Wednesday, May 18, 2011 | By: Brianna

Take Me Out to the Movies

Q: So.  What do you think about movies?

A: I love movies.  A lot.  Mostly because I grew up with them.  When I was little, maybe I was around 8, or maybe a little younger, I can't remember, my family used to go to my grandparents' lake house at Little Swan Lake.  I remember it being the most exciting part of my summer because we would all pile into the car for the long drive, my brother and I each getting a separate bench in our family's gray mini van.  Though I don't remember what time we left, we always got to the lake house in the dark because we'd have to be careful so we didn't trip over the gravel driveway or the shallow steps leading up to the door.  How this relates to movies?  Well, my uncle had left his boxed set of the Star Wars trilogy at the lake house, and my mother (being the nerd she is) introduced us to Star Wars very early in our lives.  I remember sitting on the floor in front of the TV watching Darth Vader enter the Rebel ship for the first time in Star Wars: A New Hope.  If I remember correctly, the carpet was sulfur yellow.

But it didn't stop there.  My mother continued to introduce us (us being myself and my brother) to movies that we still hold dear now.  Mostly trilogies, and mostly from the 80s, bringing us to Back to the Future and Indiana Jones.

Part of the reason (I think) I'm so drawn to movies is also because when I was so young, we went to my grandparents' house a lot.  My grandparents on my father's side.  There in the basement of cold tile, stale cigarette smoke and the laundry room was the most extensive collection of movies I had ever encountered.  Right next to Blockbuster or the little drug store that used to be down the street.  In those days they were all VHS (my grandpa has since then updated to DVD), and I remember going down there with my brother and just looking through all of them.  Mom would come with and we would pick out movies that we wanted to see.  That's how we ended up seeing Indiana Jones and Back to the Future, if I'm not mistaken.  We would take the movies we wanted to borrow upstairs to Grandma, and she wrote down the titles so we wouldn't forget that we had them.  She said that it was like we were renting the movies and we had to remember to bring them back.  And my grandma has the smallest handwriting I know.  Aside from my one friend, but that's another story.  My grandma's handwriting looks literally like a spider strung out its web and curled it around just a little bit to form words.  So basically my brother and I couldn't read it back in the day, but we trusted her.

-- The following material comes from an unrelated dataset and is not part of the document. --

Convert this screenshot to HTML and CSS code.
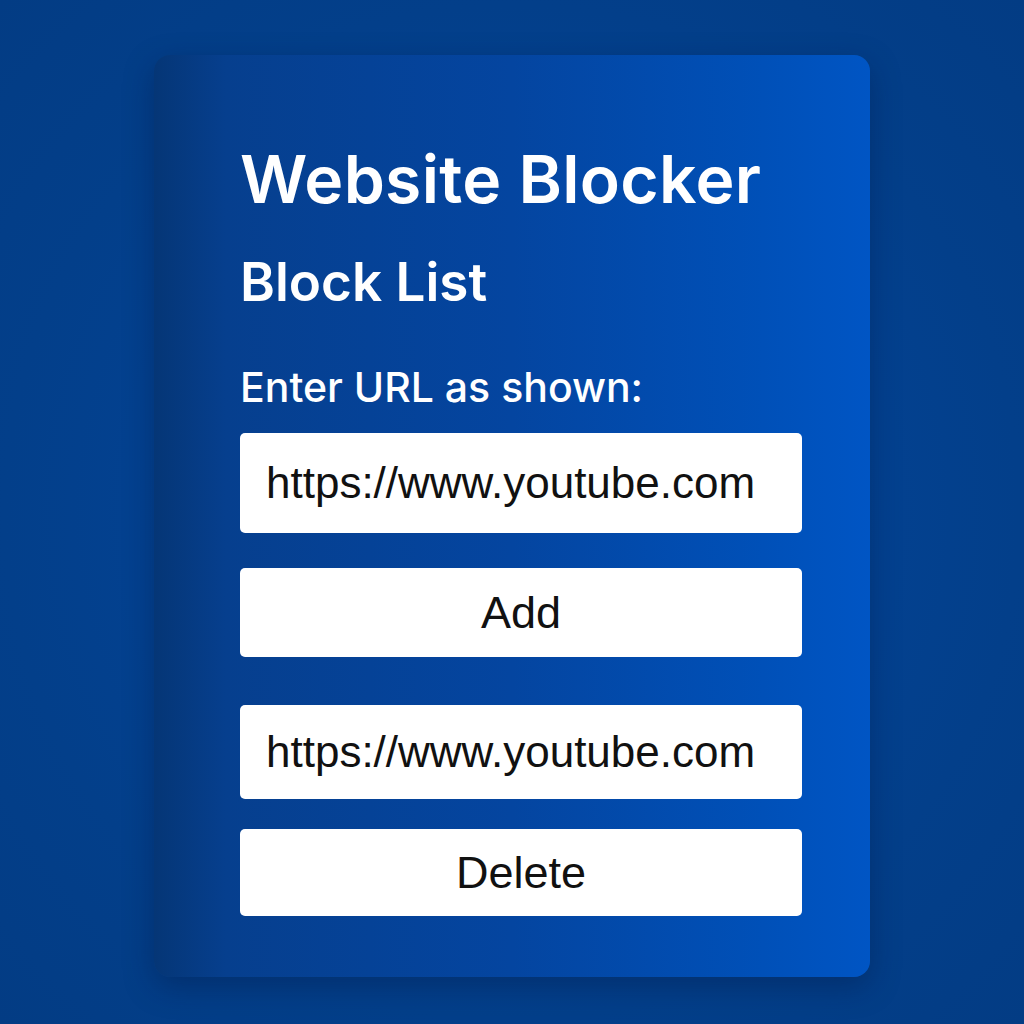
FILE: index.html
```html
<!DOCTYPE html>
<html>
<head>
<meta charset="utf-8">
<link rel="stylesheet" href="styles.css">
</head>
<body>
<div class="card">
  <h1 class="title">Website Blocker</h1>
  <h2 class="subtitle">Block List</h2>
  <p class="label">Enter URL as shown:</p>
  <div class="field field-input">https://www.youtube.com</div>
  <div class="btn btn-add">Add</div>
  <div class="field field-item">https://www.youtube.com</div>
  <div class="btn btn-delete">Delete</div>
</div>
</body>
</html>
```
FILE: styles.css
```css
html, body {
  margin: 0;
  padding: 0;
}
body {
  width: 1024px;
  height: 1024px;
  background: radial-gradient(ellipse at 50% 50%, #0347a0 0%, #033f8a 70%, #033c84 100%);
  font-family: Inter, "Noto Sans", sans-serif;
  padding-top: 55px;
  box-sizing: border-box;
}
.card {
  margin-left: 154px;
  width: 716px;
  height: 922px;
  box-sizing: border-box;
  border-radius: 16px;
  background: linear-gradient(90deg, #053676 0%, #063f8e 10%, #0445a0 50%, #0050b8 85%, #0055c4 100%);
  box-shadow: 0 10px 30px rgba(0, 20, 60, 0.35);
  padding: 85px 68px 0 86px;
  display: flex;
  flex-direction: column;
  color: #fff;
}
.title {
  margin: 0;
  font-size: 66px;
  font-weight: 600;
  line-height: 78px;
  letter-spacing: 0.3px;
}
.subtitle {
  margin: 0;
  margin-top: 32px;
  font-size: 53px;
  font-weight: 600;
  line-height: 64px;
}
.label {
  margin: 0;
  margin-top: 48px;
  font-size: 41px;
  font-weight: 500;
  line-height: 50px;
}
.field {
  background: #fff;
  border-radius: 5px;
  color: #111;
  font-family: "Liberation Sans", Arial, sans-serif;
  font-size: 44px;
  display: flex;
  align-items: center;
  padding-left: 26px;
  box-sizing: border-box;
}
.field-input {
  margin-top: 21px;
  height: 100px;
}
.field-item {
  margin-top: 48px;
  height: 94px;
}
.btn {
  background: #fff;
  border-radius: 5px;
  color: #111;
  font-family: "Liberation Sans", Arial, sans-serif;
  font-size: 45px;
  display: flex;
  align-items: center;
  justify-content: center;
}
.btn-add {
  margin-top: 35px;
  height: 89px;
}
.btn-delete {
  margin-top: 30px;
  height: 87px;
}
```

When I got older, I continued to re-watch the same three trilogies and branch out into other 80s classics including (but not limited to): Ferris Bueller's Day Off, Ghostbusters and The Blues Brothers.  And by the time I got to high school, I considered myself at least semi-knowledgeable on all things movie related.  Well, movie quote related.  As it turns out, I wasn't the hotshot that I thought I was, so I needed to watch more movies, leading to my Watch Before I Die list of movies.  By senior year of high school, I was in a Cinematography class.  Not only were we taught how to make movies and clap the clapboard at the appropriate moments, but we learned about the elements of cinematography and what (artistically) makes a good movie.  I absorbed as much as I could in that single semester, and now I  can't watch a pretty movie (like American Beauty or The Hangover, bet you never thought you'd see those two movies mentioned together...) without gasping, "CINEMATOGRAPHY!"  I kid you not.  I do that.  A lot.  I'm sure my friends get annoyed.  Ah well.

What's weird is that those people who seem closest to the movie fanatics in my life are actually the furthest away from movies themselves.  My grandma, for instance, doesn't watch movies.  She also doesn't read books, but that's another thing entirely.  My dad also doesn't really watch movies.  This is weird to me because if my parents were all about movies, I would be all over them so that I had something to relate to them about.  That, and my mom likes movies so much, I don't understand...did my dad ever take my mom to the movies?!  I wonder...

Q: So what was the last movie you watched?

A: Branching out from my usual 80s movie/chick flick/Netflix Instant Watch, I watched King Kong.  That's right, the 1933 original.  Because I'm just that awesome.

Thank you, Google!
I was watching it for research, actually.  And I have determined that the Loch Ness Monster only appears for a good 5 minutes, tops.  The movie itself was pretty good, this coming from a girl who was raised on decent special effects mostly hailing from the 1980s and being based on Star Wars.  Anyway, the battle against the T-Rex could have been shortened, and Ann Darrow REALLY needed to stop screaming for 10 seconds, but it was definitely worth watching.  I enjoyed it.

"You know what your problem is, it's that you haven't seen enough movies - all of life's riddles are answered in the movies."